Hand-making our new, rebranded steward uniforms

  Actor and designer Ellie Piercy guided our team of volunteer stewards to create their own unique aprons through hands-on screen-printing workshops

5 minute read

Earlier this year Shakespeare’s Globe underwent an award-winning rebrand. Drawing on the very building itself, at the heart of the design lies a deceptively simple red circle. In fact this is not a circle but a twenty-sided polygon hand-carved from a piece of oak from the original building of the theatre. The hand-printed design that later went on to become our logo has graced many things from posters to brochures, tote bags to hats and our stewards’ uniforms.

As part of the rebrand we looked at all the ways in which we visually represent ourselves. When visiting the Globe our wonderful volunteer stewards are some of the first people you will meet and obviously they want to look good.

Volunteer stewards John, Francesca and Ann.

Ellie Piercy in The Heresy of Love, in the Globe Theatre, 2015. Photographer: Marc Brenner.

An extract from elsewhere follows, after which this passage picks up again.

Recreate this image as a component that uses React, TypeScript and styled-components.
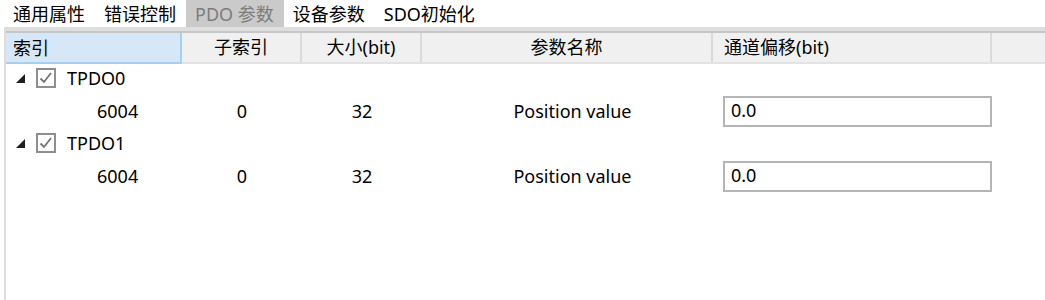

When looking for someone to design the new steward uniforms our Design Manager, Hannah, contacted actor and designer Ellie Piercy. Ellie has performed at the Globe many times — as Juliet in Romeo and Juliet, 2007, as Helena in All’s Well that Ends Well in 2011 and as Celia in As You Like It in 2015, as well as roles in new writes Blue Stockings, 2013, and The Heresy of Love, 2015.

It’s fair to say she’s part of the Globe family.

Let’s hear from Ellie herself:

The Globe is an extraordinary place, I fell in love with it long before performing there. What has been a continuous element, one that I have admired and been inspired to maintain, is its uniqueness, its unapologetic stance, as a one-of-a-kind venue to produce work that is creative at its core.

With her thorough understanding and passion for the Globe the highly creative Ellie was the ideal person to create the uniforms.

As an actor with a family, it has not been possible to work all the time, nor is that necessarily a good idea, and whilst at home, I developed into a business, my love of textiles and desire to upcycle.

I take old linens with a story, such as those donated by friends’ grandmothers and print images of wildflowers and insects onto them to create clothing to be worn, used and enjoyed. It’s been my aim to honour this fabric’s past and create things that are practical but full of craftsmanship and have a story behind them.

The hand-printed uniforms hung out to dry.

Ellie made a much-admired shirt for someone at the Globe and when Hannah approached her with a brief to create the stewards uniforms she asked Ellie to use the same approach of upcycling and beautiful adornment. It also had to be true to the new brand, be practical, and allow the stewards to move freely whilst acknowledging and reflecting their importance.

Though having always been on the stage at the Globe, Ellie is deeply appreciative of the volunteer stewards and aware of the part they play in the bigger Globe experience.

My connection with this place is not only my love of Shakespeare and wonder at his ability to reveal our humanity in the most incredible stories and characters but the open sharing of the process that takes place in this ‘wooden O’ . We are all a part of it. The audience are members of the show and the stewards nurture and herald those watchers.

It was decided that the new aprons would be made of linen. Linen is an ancient fabric that has a particular appeal for Ellie, not only in the pre-owned pieces she acquires for her designs but from her experiences on the Globe stage. She says,

When I wear period clothing there it’s always part of my costume, worn underneath the corset and the heavy dresses for coolness and as an insulator. So that’s where started.

Ellie Piercy (centre, as Tess) in Blue Stockings, Globe Theatre, 2013. Photographer: Manuel Harlan.

The shape of the apron is as important as it being created from hard-wearing fabric. Ellie consulted with the stewards to understand more about their needs and created a design that combined traditional working aprons with a flexible strap system that allows individuals to tighten and shorten the apron as desired. Pockets were a must because stewards must carry programmes, bottles of water and other small items.

A workshop was set up where, under the guidance of Ellie, the stewards screen-printed their own individual uniforms.

Screen-printing workshop.

Though Ellie normally upcycles existing fabrics for a project of this scale it was not possible to create reliable and consistent pieces that would look uniform so we bulk bought new linen instead. However Ellie had the beautiful idea to “include more of the story of the building into the apron”. Not only does each logo sport a hand-printed logo each one has a secret panel on the inside created from a small piece of costume that once appeared on the Globe stage. Some of our longer-standing stewards may have even seen the productions from which the fabric was sourced.

As Ellie says,

They [the stewards] are part of these productions and this was to say thank you and pay recognition to that.

It also means that a little bit of our previous productions go on living in future seasons, overseen by stewards established and those we have yet to meet.

Stewards’ uniforms through the ages, including our new designs far right.